Sebelumnya, narasumber lain dari Ketua Forum Koordinasi Pencegahan Terorisme Kaltara Datu Iskandar Zulkarnaen memaparkan tentang potensi radikalisme di provinsi termuda itu.
Salah satunya, literasi digital belum mampu menangkal radikalisme dan menumbuhkan nilai kebhinekaan dalam masyarakat.
Seperti juga daerah lain di Indonesia, indeks potensi radikalisme lebih tinggi pada mereka yang punya akses internet, khususnya masyarakat urban dan milenial.
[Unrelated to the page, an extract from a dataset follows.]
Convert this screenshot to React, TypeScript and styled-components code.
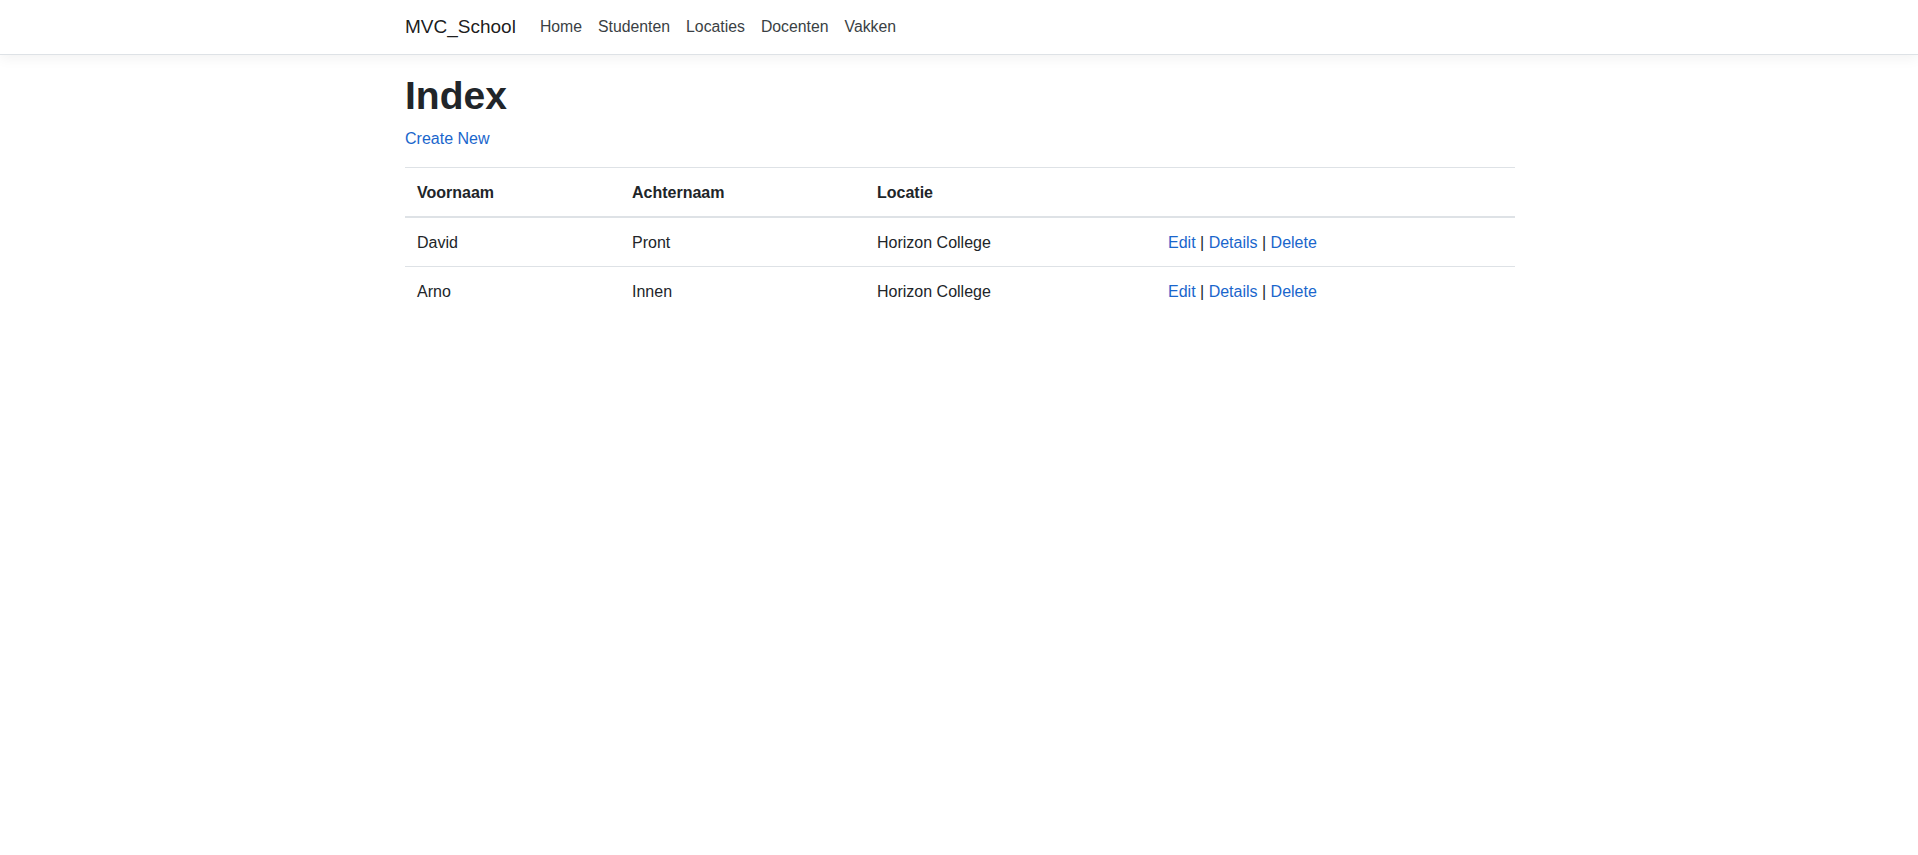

Secara nasional, ia menyebut, dari 47.000 media siber di Indonesia baru 2.700 terverifikasi Dewan Pers.
Artinya, imbuh dia puluhan ribu media online rawan disusupi berita yang bisa menyesatkan.
“Begitu pula kita melihat di media sosial maka lebih banyak konten yang bisa menjerumuskan ketimbang mencerahkan sehingga ini tanggung jawab kita semua,” katanya.
Menjawab pertanyaan mahasiswa tentang cara mudah memahami tentang radikalisme, salah satunya jika ada sikap menyangkal empat pilar kebangsaan Pancasila, UUD 1945, Negara kesatuan Republik Indonesia (NKRI) dan Bhinneka Tunggal Ika.
“Jadi membentengi diri dari radikalisme juga harus memahami tentang empat pilar kebangsaan ini,” katanya.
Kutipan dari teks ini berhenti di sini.